EŠENVALDS The Doors of Heaven

Record and Artist Details

Composer or Director: Eriks Esenvalds

Genre:

Vocal

Label: Naxos

Media Format: CD or Download

Media Runtime: 58

Mastering:

DDD

Catalogue Number: 8 579008

8 579008. EŠENVALDS The Doors of HEaven

Tracks:

Composition Artist Credit
The First Tears Eriks Esenvalds, Composer
Erick Lichte, Jews harp
Eriks Esenvalds, Composer
Ethan Sperry, Conductor
Jeff Evans, Native American Flute
Kenan Koenig, Singer
Max Kolpin, Percussion
Portland State University String Ensemble
Rivers of light Eriks Esenvalds, Composer
Emmalyn Fox, Soprano
Eriks Esenvalds, Composer
Ethan Sperry, Conductor
Portland State University String Ensemble
Sterling Roberts, Baritone
(A) drop in the ocean Eriks Esenvalds, Composer
Eriks Esenvalds, Composer
Ethan Sperry, Conductor
Portland State University String Ensemble
Rebecca Yakos, Soprano
Passion and Resurrection Eriks Esenvalds, Composer
Eriks Esenvalds, Composer
Ethan Sperry, Conductor
Hannah Consenz, Soprano
Portland State University Chamber Choir
Portland State University String Ensemble
One might have thought that trying to beat the Latvians at their own game was an impossible task, but this outstanding disc proves that composers such as Ešenvalds speak very clearly across cultures. I write these prefatory words because this disc has a competitor in the Latvian Radio Choir’s recording (Ondine, 8/16), which includes two of the same pieces, The First Tears and A Drop in the Ocean, but I follow them immediately by saying that the serious Latvian choral enthusiast will need to own both.
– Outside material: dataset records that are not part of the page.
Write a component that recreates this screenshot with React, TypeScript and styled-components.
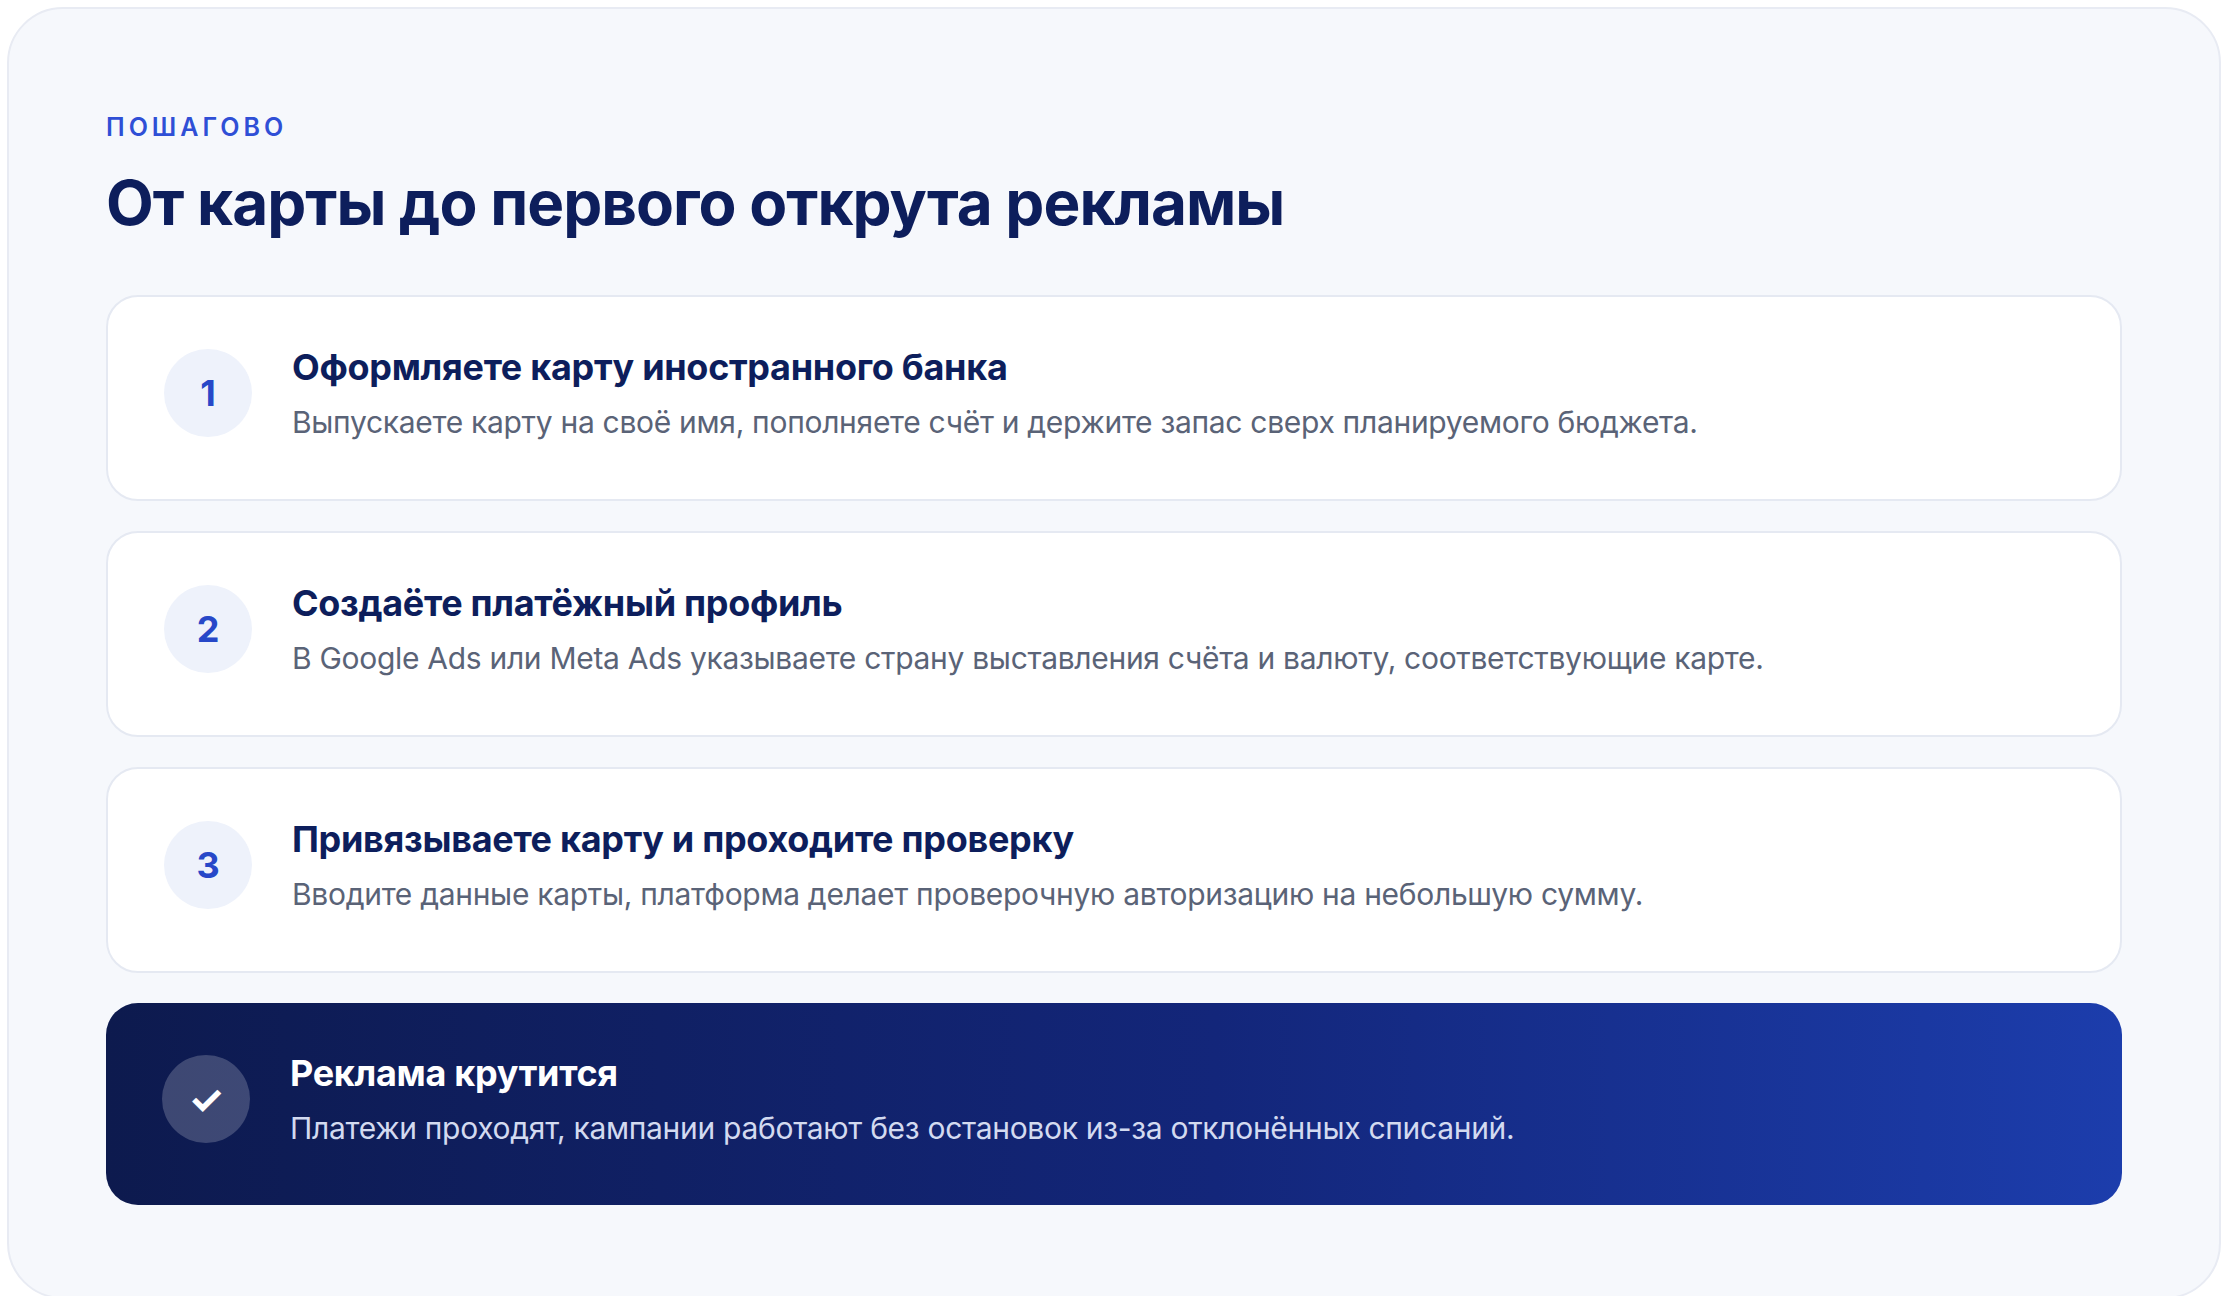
import React from 'react';
import styled, { createGlobalStyle } from 'styled-components';

const GlobalStyle = createGlobalStyle`
  body {
    margin: 0;
    background: #ffffff;
    font-family: Inter, "Noto Sans", sans-serif;
  }
`;

type Step = {
  mark: string;
  title: string;
  text: string;
  final?: boolean;
};

const steps: Step[] = [
  {
    mark: '1',
    title: 'Оформляете карту иностранного банка',
    text: 'Выпускаете карту на своё имя, пополняете счёт и держите запас сверх планируемого бюджета.',
  },
  {
    mark: '2',
    title: 'Создаёте платёжный профиль',
    text: 'В Google Ads или Meta Ads указываете страну выставления счёта и валюту, соответствующие карте.',
  },
  {
    mark: '3',
    title: 'Привязываете карту и проходите проверку',
    text: 'Вводите данные карты, платформа делает проверочную авторизацию на небольшую сумму.',
  },
  {
    mark: '✓',
    title: 'Реклама крутится',
    text: 'Платежи проходят, кампании работают без остановок из-за отклонённых списаний.',
    final: true,
  },
];

const App: React.FC = () => {
  return (
    <Page>
      <GlobalStyle />
      <Section>
        <Eyebrow>Пошагово</Eyebrow>
        <Heading>От карты до первого открута рекламы</Heading>
        <StepList>
          {steps.map((s) => (
            <StepCard key={s.mark} $final={s.final}>
              <Badge $final={s.final}>{s.mark}</Badge>
              <StepBody>
                <StepTitle $final={s.final}>{s.title}</StepTitle>
                <StepText $final={s.final}>{s.text}</StepText>
              </StepBody>
            </StepCard>
          ))}
        </StepList>
      </Section>
    </Page>
  );
};

// スタイリング
const Page = styled.div`
  padding: 7px;
`;

const Section = styled.section`
  width: 2214px;
  box-sizing: border-box;
  background: #f6f8fc;
  border: 2px solid #e8ebf3;
  border-radius: 56px;
  padding: 98px 97px 92px;
`;

const Eyebrow = styled.div`
  color: #2f4fd6;
  font-size: 25px;
  font-weight: 600;
  letter-spacing: 4px;
  text-transform: uppercase;
  line-height: 40px;
`;

const Heading = styled.h1`
  margin: 18px 0 54px;
  color: #0d1e5c;
  font-size: 62px;
  font-weight: 700;
  letter-spacing: -1px;
  line-height: 76px;
`;

const StepList = styled.div`
  display: flex;
  flex-direction: column;
  gap: 30px;
`;

const StepCard = styled.div<{ $final?: boolean }>`
  display: flex;
  align-items: center;
  gap: 40px;
  height: ${(p) => (p.$final ? '202px' : '206px')};
  box-sizing: border-box;
  padding: 0 56px;
  border-radius: 32px;
  border: ${(p) => (p.$final ? 'none' : '2px solid #e5e9f2')};
  background: ${(p) =>
    p.$final ? 'linear-gradient(90deg, #0d1a4e 0%, #13267a 55%, #1c3dac 100%)' : '#ffffff'};
`;

const Badge = styled.div<{ $final?: boolean }>`
  flex: none;
  width: 88px;
  height: 88px;
  border-radius: 50%;
  display: flex;
  align-items: center;
  justify-content: center;
  margin-top: -10px;
  background: ${(p) => (p.$final ? 'rgba(255,255,255,0.2)' : '#eef2fb')};
  color: ${(p) => (p.$final ? '#ffffff' : '#2748c8')};
  font-size: ${(p) => (p.$final ? '40px' : '36px')};
  font-weight: 700;
`;

const StepBody = styled.div`
  display: flex;
  flex-direction: column;
  gap: 10px;
  margin-top: -10px;
`;

const StepTitle = styled.div<{ $final?: boolean }>`
  color: ${(p) => (p.$final ? '#ffffff' : '#0d1e5c')};
  font-size: 36px;
  font-weight: 700;
  letter-spacing: -0.3px;
  line-height: 48px;
`;

const StepText = styled.div<{ $final?: boolean }>`
  color: ${(p) => (p.$final ? '#d3daf0' : '#5a6377')};
  font-size: 30px;
  line-height: 42px;
  letter-spacing: -0.3px;
`;

export default App;
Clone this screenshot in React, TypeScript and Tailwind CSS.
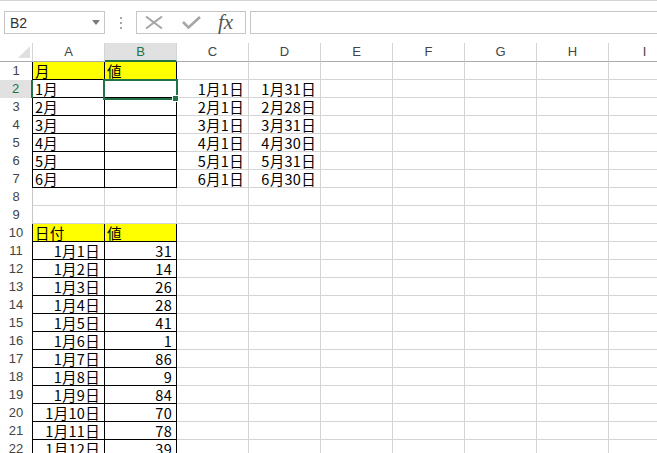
import React from "react";

const COLS = ["A", "B", "C", "D", "E", "F", "G", "H", "I"];
const ROWS = Array.from({ length: 22 }, (_, i) => i + 1);

const months = ["1月", "2月", "3月", "4月", "5月", "6月"];
const monthStart = ["1月1日", "2月1日", "3月1日", "4月1日", "5月1日", "6月1日"];
const monthEnd = ["1月31日", "2月28日", "3月31日", "4月30日", "5月31日", "6月30日"];
const values = [31, 14, 26, 28, 41, 1, 86, 9, 84, 70, 78, 39];

type Cell = { text?: string; right?: boolean; yellow?: boolean };

function isTable(r: number, c: number) {
  return c < 2 && ((r >= 1 && r <= 7) || r >= 10);
}

function getCell(r: number, c: number): Cell {
  if (r === 1 && c === 0) return { text: "月", yellow: true };
  if (r === 1 && c === 1) return { text: "値", yellow: true };
  if (r === 10 && c === 0) return { text: "日付", yellow: true };
  if (r === 10 && c === 1) return { text: "値", yellow: true };
  if (r >= 2 && r <= 7) {
    if (c === 0) return { text: months[r - 2] };
    if (c === 2) return { text: monthStart[r - 2], right: true };
    if (c === 3) return { text: monthEnd[r - 2], right: true };
  }
  if (r >= 11) {
    if (c === 0) return { text: `1月${r - 10}日`, right: true };
    if (c === 1) return { text: String(values[r - 11]), right: true };
  }
  return {};
}

function FormulaBar() {
  return (
    <div className="h-[43px] border-t border-[#d4d4d4] pt-[10px] flex items-start">
      <div className="ml-[4px] w-[101px] h-[23px] border border-[#c6c6c6] flex items-center justify-between pl-[5px] pr-[4px]">
        <span className="text-[14px] leading-none text-[#333] [font-family:'Liberation_Sans',sans-serif]">B2</span>
        <svg width="8" height="5" viewBox="0 0 8 5">
          <path d="M0 0 L8 0 L4 5 Z" fill="#7a7a7a" />
        </svg>
      </div>
      <div className="ml-[15px] mt-[6px] flex flex-col gap-[3px]">
        <div className="w-[2px] h-[2px] bg-[#a6a6a6]" />
        <div className="w-[2px] h-[2px] bg-[#a6a6a6]" />
        <div className="w-[2px] h-[2px] bg-[#a6a6a6]" />
      </div>
      <div className="ml-[14px] w-[110px] h-[23px] border border-[#c6c6c6] flex items-center">
        <svg className="ml-[8px]" width="18" height="13" viewBox="0 0 18 13">
          <path d="M1 0.5 L17 12.5 M17 0.5 L1 12.5" stroke="#a6a6a6" strokeWidth="2" />
        </svg>
        <svg className="ml-[19px]" width="19" height="13" viewBox="0 0 19 13">
          <path d="M1 6 L6.5 11.5 L18 1" stroke="#a6a6a6" strokeWidth="2.6" fill="none" />
        </svg>
        <span className="ml-[17px] text-[21px] leading-none italic text-[#555] [font-family:'Liberation_Serif',serif]">
          fx
        </span>
      </div>
      <div className="ml-[4px] flex-1 h-[23px] border-t border-b border-l border-[#c6c6c6]" />
    </div>
  );
}

function HeaderRow() {
  return (
    <>
      <div className="border-b border-r border-b-[#ababab] border-r-[#d4d4d4] flex items-end justify-end pr-[2px] pb-[3px]">
        <svg width="12" height="12" viewBox="0 0 12 12">
          <path d="M12 0 L12 12 L0 12 Z" fill="#dfdfdf" />
        </svg>
      </div>
      {COLS.map((c, i) =>
        i === 1 ? (
          <div
            key={c}
            className="bg-[#e1e1e1] border-r border-r-[#d4d4d4] border-b-2 border-b-[#217346] text-[#217346] flex items-center justify-center text-[13px]"
          >
            {c}
          </div>
        ) : (
          <div
            key={c}
            className="border-r border-r-[#d4d4d4] border-b border-b-[#ababab] text-[#444] flex items-center justify-center text-[13px]"
          >
            {c}
          </div>
        )
      )}
    </>
  );
}

function RowHeader({ r }: { r: number }) {
  if (r === 2) {
    return (
      <div className="bg-[#e1e1e1] border-r-2 border-[#217346] text-[#217346] flex items-center justify-center text-[13px]">
        {r}
      </div>
    );
  }
  const table = isTable(r, 0);
  return (
    <div
      className={
        table
          ? "border-r border-black text-[#444] flex items-center justify-center text-[13px]"
          : "border-r border-[#c6c6c6] text-[#444] flex items-center justify-center text-[13px]"
      }
    >
      {r}
    </div>
  );
}

function DataCell({ r, c }: { r: number; c: number }) {
  const cell = getCell(r, c);
  const border = isTable(r, c) ? "border-r border-b border-black" : "border-r border-b border-[#d4d4d4]";
  const bg = cell.yellow ? "bg-[#ffff00]" : "bg-white";
  const align = cell.right ? "justify-end pr-[4px]" : "justify-start pl-[2px]";
  return (
    <div
      className={`${border} ${bg} ${align} flex items-end pb-[1px] whitespace-nowrap text-[14.5px] leading-[15px] tracking-[0.3px] text-black [font-family:'Noto_Sans_CJK_JP',sans-serif]`}
    >
      {cell.text}
    </div>
  );
}

export default function App() {
  return (
    <div className="w-[657px] h-[453px] overflow-hidden bg-white [font-family:'Liberation_Sans',sans-serif]">
      <FormulaBar />
      <div className="relative w-[681px]">
        <div className="grid grid-cols-[33px_repeat(9,72px)] grid-rows-[19px_repeat(22,18px)]">
          <HeaderRow />
          {ROWS.map((r) => (
            <React.Fragment key={r}>
              <RowHeader r={r} />
              {COLS.map((_, c) => (
                <DataCell key={c} r={r} c={c} />
              ))}
            </React.Fragment>
          ))}
        </div>
        <div className="absolute left-[103px] top-[36px] w-[75px] h-[21px] border-2 border-[#217346] pointer-events-none" />
        <div className="absolute left-[172px] top-[52px] w-[7px] h-[7px] bg-[#217346] border border-white pointer-events-none" />
      </div>
    </div>
  );
}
They complement each other in their different approaches, and prove that Ešenvalds’s music is not only more than able to withstand differing interpretations but positively benefits from them. In addition, Passion and Resurrection and A Drop in the Ocean appear on an outstanding release by Polyphony under Stephen Layton (Hyperion, 5/11).

The Portland choir begin with the ritualistic, colourful The First Tears (2015). Its text comes from an Inuit folk legend, dealing with what happens immediately after the creation of the world (in this case by a raven). The choir is used as a vast palette of colours and you can really hear the singers enjoying their separate contributions to this. In fact, there is a greater depth of colour than on the Latvian recording, which strikes me as being more uniform by comparison, and the percussion-playing is somewhat more daring too. Rivers of Light (2014), which does not appear on the Latvians’ anthology, is an evocation of the Northern Lights from two different perspectives – those of the Sami people and of British explorers experiencing them for the first time. The texts are therefore drawn from Sami folk tradition and descriptions of the Lights found in explorers’ journals, a juxtaposition exploited in the combination of two different musical styles, the Sami texts being intoned by soloists. As conductor Ethan Sperry notes, ‘Ešenvalds writes his most expansive and beautiful chords in an attempt to capture their vision of heaven through the medium of music’. I can think of no better description of this work, but it is important to note that it is the stylistic juxtaposition that makes it more than merely a fluffy evocation of tranquil beauty: the composer has struck that balance perfectly.

A Drop in the Ocean (2006), written in memory of Mother Theresa of Calcutta, also mixes different languages and texts, but I find it less convincing than Rivers of Light; perhaps it simply tries too hard. Not that this stops the Portland State Chamber Choir from turning in a superb performance, as they do also for the earliest work on the disc, the cantata Passion and Resurrection (2005). This work draws on both Latin and Byzantine texts, and actually begins with a quotation of Morales’s penitential Parce mihi. Hannah Cosenz is very impressive indeed as the soprano soloist (not a small compliment given that the soloist for Hyperion’s recording is Carolyn Sampson), with a full, rich but incisive tone. I should point out that the identification of the ‘sinful woman’, whose words form the first soprano aria, with Mary Magdalene is entirely false, though it is frequently made – this is the Byzantine hymn known as the Troparion of Kassiani, from Matins of Holy Wednesday. The other Byzantine texts are similarly not properly identified in the booklet, unlike the Roman rite and biblical texts.

This is a superb disc, containing impassioned performances, beautifully recorded, and I very much hope that it will bring the work of the PSCC and Ethan Sperry before the wide international audience it deserves.